Supplied information |

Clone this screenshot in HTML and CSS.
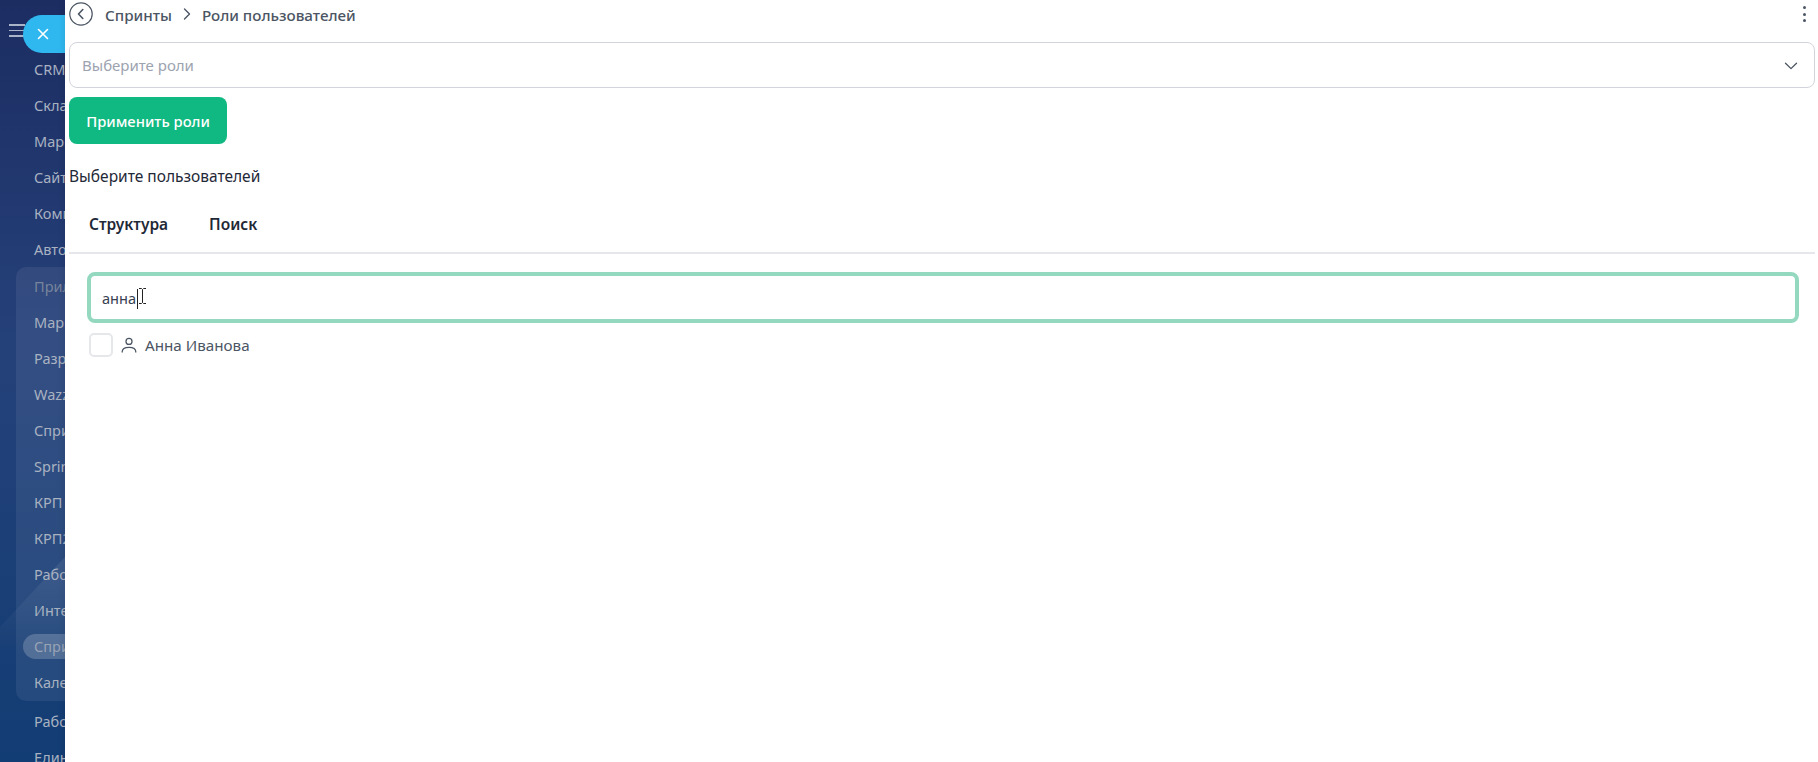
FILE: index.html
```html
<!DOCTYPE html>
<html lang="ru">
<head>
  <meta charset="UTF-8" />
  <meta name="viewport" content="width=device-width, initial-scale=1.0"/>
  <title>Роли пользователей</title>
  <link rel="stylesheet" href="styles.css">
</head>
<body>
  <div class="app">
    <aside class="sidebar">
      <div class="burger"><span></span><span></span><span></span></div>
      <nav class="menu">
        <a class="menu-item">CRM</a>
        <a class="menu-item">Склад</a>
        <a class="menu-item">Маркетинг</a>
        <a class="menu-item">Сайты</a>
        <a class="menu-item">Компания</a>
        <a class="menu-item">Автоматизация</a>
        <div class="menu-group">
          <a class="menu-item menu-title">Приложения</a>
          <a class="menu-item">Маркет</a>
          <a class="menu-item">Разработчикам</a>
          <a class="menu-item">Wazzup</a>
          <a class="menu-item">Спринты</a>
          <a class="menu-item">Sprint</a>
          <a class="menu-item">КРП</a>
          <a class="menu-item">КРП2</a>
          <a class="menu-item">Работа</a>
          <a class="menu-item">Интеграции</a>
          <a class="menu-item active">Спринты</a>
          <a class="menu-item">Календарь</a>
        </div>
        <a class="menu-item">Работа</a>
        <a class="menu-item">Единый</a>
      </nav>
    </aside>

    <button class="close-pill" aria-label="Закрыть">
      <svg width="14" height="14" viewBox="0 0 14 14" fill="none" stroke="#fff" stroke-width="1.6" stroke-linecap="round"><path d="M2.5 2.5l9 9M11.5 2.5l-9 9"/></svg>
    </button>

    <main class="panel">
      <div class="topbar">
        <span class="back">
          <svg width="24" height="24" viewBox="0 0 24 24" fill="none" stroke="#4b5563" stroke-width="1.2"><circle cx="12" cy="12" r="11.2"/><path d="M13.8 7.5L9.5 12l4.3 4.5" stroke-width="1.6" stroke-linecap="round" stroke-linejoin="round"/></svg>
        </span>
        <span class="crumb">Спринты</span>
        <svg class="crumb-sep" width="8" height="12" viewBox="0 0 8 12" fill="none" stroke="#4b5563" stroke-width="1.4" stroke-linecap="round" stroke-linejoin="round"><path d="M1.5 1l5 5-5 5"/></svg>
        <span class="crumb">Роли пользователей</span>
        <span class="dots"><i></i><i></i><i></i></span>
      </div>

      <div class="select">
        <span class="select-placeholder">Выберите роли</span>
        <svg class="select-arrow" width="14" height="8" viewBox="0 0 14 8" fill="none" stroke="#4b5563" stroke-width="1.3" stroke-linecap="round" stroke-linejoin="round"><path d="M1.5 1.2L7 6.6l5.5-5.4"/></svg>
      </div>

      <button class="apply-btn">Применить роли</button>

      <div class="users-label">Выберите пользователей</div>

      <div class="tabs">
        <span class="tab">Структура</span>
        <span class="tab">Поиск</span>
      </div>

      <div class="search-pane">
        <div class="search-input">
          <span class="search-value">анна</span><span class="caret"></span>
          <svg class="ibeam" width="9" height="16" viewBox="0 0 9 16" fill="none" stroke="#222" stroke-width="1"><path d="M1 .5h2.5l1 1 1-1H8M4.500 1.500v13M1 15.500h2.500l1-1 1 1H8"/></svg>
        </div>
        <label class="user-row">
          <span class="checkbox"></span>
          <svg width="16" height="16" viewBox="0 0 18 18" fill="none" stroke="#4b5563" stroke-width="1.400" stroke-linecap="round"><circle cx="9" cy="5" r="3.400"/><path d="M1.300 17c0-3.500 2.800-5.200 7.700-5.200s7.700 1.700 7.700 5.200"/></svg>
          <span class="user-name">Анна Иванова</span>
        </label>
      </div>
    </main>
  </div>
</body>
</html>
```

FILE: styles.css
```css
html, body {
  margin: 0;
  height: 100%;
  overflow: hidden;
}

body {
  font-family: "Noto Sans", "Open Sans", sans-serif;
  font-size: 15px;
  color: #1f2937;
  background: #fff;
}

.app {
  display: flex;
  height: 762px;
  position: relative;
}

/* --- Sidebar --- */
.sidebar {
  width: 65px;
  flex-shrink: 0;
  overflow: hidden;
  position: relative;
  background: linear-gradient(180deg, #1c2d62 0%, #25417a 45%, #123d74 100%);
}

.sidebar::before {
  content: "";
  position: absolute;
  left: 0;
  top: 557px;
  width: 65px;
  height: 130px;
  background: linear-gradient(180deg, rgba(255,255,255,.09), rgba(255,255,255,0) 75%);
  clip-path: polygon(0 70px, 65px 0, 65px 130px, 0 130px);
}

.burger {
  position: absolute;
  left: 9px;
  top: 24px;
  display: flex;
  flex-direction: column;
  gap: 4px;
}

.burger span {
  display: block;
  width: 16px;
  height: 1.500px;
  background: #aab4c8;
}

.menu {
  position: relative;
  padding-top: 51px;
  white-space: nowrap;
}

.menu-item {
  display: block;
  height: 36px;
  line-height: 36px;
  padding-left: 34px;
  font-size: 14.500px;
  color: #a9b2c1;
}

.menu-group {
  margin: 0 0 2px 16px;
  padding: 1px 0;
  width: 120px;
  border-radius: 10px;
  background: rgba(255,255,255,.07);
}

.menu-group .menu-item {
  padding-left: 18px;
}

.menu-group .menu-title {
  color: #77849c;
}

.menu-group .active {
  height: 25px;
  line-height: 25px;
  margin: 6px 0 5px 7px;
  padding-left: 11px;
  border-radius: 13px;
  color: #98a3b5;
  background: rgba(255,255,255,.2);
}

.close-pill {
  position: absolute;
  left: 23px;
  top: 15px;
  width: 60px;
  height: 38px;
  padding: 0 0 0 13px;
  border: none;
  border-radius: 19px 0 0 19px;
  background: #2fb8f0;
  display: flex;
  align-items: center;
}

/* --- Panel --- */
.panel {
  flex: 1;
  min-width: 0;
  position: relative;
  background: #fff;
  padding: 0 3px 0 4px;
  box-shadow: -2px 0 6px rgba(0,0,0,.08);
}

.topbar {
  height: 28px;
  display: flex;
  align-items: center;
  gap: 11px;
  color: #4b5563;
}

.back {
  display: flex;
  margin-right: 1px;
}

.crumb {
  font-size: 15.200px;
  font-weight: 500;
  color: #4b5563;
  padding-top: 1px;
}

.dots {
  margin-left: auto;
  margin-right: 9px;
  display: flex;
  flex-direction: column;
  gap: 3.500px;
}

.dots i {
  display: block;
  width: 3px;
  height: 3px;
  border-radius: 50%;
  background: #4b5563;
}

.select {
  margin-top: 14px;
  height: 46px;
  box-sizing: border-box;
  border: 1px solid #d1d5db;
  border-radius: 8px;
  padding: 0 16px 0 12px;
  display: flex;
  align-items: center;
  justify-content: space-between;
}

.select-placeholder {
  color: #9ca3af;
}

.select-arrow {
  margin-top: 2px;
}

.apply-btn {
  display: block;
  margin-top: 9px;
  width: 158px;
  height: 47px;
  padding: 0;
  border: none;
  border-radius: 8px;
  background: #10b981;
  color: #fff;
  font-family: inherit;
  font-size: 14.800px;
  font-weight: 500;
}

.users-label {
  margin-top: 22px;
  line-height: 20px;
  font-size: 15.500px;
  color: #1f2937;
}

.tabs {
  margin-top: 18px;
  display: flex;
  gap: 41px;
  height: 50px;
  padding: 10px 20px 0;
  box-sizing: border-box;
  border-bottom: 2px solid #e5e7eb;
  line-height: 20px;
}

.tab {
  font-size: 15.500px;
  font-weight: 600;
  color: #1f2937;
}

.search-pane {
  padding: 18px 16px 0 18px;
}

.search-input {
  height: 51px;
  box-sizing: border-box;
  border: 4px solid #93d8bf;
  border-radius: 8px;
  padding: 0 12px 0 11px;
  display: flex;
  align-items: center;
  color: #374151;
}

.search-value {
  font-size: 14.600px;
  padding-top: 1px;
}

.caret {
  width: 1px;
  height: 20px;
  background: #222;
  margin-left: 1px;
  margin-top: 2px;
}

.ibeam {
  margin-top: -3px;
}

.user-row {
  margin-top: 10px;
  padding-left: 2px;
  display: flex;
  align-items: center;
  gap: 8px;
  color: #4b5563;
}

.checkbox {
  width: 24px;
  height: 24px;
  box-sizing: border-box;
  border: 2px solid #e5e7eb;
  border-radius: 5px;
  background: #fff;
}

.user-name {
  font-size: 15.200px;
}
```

---

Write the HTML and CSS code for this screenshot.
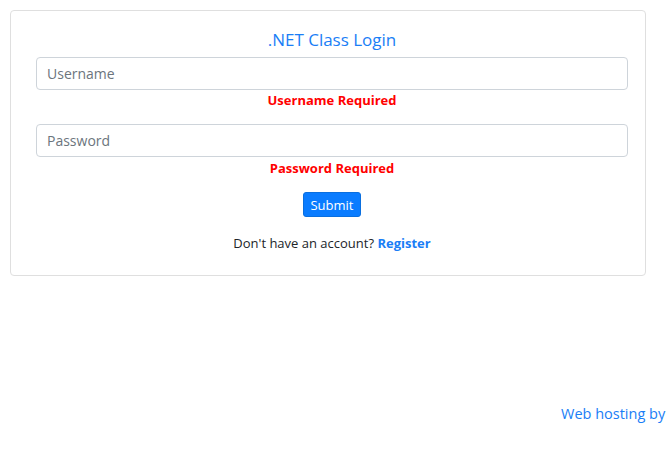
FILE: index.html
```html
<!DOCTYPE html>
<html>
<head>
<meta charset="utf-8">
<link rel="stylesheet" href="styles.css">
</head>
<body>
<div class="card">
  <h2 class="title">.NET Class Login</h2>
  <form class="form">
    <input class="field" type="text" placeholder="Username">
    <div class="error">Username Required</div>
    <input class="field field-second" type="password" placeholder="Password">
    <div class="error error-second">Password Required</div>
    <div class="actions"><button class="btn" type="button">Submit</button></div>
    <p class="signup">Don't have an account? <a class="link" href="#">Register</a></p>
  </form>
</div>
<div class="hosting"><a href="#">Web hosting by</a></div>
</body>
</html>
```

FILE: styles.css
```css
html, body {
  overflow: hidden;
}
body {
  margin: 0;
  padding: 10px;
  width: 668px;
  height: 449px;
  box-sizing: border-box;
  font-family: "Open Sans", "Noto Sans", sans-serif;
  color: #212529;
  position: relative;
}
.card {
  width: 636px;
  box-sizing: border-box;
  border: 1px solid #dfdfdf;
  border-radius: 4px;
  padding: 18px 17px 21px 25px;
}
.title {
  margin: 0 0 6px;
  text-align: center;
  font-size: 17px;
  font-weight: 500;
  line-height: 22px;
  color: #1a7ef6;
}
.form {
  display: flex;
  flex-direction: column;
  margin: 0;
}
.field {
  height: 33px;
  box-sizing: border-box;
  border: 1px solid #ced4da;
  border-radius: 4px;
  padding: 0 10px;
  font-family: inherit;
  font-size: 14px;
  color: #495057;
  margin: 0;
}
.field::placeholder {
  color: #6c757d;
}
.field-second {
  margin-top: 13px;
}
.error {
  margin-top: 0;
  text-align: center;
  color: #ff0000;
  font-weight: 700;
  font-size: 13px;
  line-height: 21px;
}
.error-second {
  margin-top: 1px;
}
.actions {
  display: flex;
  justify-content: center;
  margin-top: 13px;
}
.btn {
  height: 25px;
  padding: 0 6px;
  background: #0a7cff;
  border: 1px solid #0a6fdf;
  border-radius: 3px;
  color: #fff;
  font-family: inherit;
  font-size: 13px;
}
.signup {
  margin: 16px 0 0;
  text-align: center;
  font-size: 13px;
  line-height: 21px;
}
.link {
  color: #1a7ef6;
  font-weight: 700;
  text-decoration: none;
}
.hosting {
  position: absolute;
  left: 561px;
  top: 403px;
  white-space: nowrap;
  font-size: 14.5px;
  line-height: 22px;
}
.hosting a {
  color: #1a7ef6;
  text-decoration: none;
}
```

* * *

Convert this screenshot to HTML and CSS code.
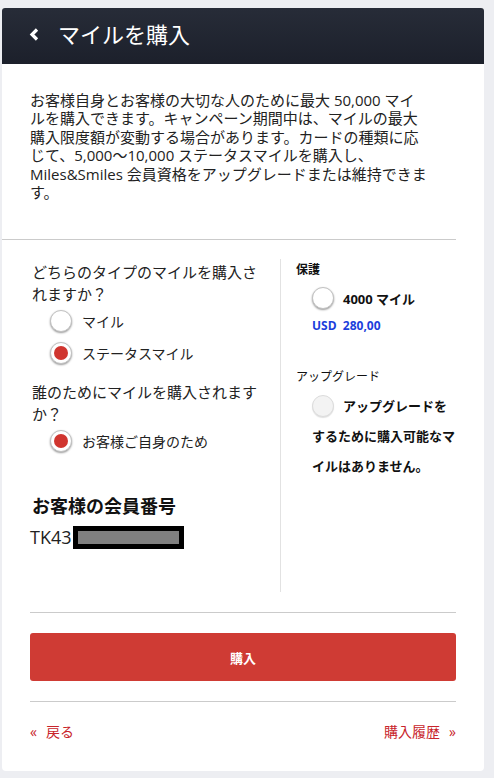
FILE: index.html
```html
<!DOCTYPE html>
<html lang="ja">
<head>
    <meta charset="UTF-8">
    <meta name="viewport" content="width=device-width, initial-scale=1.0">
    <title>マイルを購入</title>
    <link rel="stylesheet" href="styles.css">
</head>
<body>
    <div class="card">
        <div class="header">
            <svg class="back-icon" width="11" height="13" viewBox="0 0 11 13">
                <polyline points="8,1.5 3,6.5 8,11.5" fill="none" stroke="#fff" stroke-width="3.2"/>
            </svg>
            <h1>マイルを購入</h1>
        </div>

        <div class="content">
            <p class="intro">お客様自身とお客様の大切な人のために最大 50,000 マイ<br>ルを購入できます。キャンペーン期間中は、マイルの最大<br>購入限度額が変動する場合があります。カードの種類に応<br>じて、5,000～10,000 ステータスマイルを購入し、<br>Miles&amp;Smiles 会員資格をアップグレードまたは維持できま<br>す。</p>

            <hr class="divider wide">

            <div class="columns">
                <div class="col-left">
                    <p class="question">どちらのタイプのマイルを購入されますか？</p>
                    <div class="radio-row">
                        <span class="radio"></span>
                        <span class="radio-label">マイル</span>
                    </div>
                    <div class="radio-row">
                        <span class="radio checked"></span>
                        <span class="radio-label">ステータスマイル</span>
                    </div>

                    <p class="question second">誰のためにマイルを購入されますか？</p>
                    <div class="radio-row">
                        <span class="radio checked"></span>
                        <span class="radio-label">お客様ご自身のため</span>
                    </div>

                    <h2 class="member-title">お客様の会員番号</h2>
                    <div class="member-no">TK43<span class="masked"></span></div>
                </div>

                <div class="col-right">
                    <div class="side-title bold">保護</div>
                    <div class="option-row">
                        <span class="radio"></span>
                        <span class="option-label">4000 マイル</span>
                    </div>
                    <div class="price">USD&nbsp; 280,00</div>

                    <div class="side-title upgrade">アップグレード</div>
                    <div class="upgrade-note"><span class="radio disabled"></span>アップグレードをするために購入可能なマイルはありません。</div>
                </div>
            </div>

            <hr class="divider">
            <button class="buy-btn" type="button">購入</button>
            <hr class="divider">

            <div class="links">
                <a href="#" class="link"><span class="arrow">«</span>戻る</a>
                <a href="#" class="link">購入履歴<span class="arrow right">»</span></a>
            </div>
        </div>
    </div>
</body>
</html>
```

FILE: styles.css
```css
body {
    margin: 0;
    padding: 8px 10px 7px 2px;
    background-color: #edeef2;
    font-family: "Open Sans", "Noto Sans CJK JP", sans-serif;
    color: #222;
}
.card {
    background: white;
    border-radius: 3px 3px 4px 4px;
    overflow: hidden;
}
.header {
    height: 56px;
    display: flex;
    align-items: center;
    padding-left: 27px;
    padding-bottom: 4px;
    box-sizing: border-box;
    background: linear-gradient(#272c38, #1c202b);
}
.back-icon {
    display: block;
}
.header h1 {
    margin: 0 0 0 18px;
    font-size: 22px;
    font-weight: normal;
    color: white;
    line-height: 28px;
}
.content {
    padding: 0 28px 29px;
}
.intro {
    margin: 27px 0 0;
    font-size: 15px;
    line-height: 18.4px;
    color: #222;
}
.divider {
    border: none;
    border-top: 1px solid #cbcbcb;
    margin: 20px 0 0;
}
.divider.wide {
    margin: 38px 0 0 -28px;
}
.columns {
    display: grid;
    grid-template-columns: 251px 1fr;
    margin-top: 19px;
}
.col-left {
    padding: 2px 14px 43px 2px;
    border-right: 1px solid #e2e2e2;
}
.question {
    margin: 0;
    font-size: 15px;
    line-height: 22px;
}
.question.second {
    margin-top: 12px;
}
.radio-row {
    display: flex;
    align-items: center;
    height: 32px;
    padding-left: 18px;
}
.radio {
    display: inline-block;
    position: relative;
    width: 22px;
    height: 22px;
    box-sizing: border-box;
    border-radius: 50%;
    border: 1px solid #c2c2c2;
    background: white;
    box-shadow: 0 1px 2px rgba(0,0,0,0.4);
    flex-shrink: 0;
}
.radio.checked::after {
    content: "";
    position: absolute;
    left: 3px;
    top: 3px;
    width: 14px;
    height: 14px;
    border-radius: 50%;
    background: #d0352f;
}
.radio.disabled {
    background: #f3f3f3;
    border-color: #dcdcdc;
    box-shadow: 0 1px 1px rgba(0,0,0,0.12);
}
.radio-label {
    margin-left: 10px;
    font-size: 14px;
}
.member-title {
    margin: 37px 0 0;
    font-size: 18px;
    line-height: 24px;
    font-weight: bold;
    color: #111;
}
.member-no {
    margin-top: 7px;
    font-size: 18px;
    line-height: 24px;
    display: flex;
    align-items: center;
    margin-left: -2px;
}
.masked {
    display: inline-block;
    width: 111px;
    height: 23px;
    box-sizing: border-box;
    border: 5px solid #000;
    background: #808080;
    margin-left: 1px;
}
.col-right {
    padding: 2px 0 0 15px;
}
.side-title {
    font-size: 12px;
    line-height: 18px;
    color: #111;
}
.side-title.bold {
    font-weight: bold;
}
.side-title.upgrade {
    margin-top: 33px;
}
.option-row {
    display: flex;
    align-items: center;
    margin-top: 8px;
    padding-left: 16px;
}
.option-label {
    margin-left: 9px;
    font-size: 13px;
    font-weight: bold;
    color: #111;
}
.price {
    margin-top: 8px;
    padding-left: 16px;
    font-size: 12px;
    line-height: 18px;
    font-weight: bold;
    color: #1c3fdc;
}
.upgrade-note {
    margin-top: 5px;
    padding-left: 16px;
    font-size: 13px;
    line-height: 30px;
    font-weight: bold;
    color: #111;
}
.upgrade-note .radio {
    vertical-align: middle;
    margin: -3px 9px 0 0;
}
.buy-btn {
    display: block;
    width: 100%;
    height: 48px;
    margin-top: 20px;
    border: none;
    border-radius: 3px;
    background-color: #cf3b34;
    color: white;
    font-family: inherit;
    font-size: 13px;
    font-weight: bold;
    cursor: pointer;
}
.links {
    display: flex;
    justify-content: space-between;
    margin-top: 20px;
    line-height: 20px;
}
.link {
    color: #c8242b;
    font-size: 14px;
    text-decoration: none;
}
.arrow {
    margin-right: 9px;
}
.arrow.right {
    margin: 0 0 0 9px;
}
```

Given task |
Search the data for the string "code". List each line that has it.

Complete answer |
Write the HTML and CSS code for this screenshot.
Convert this screenshot to HTML and CSS code.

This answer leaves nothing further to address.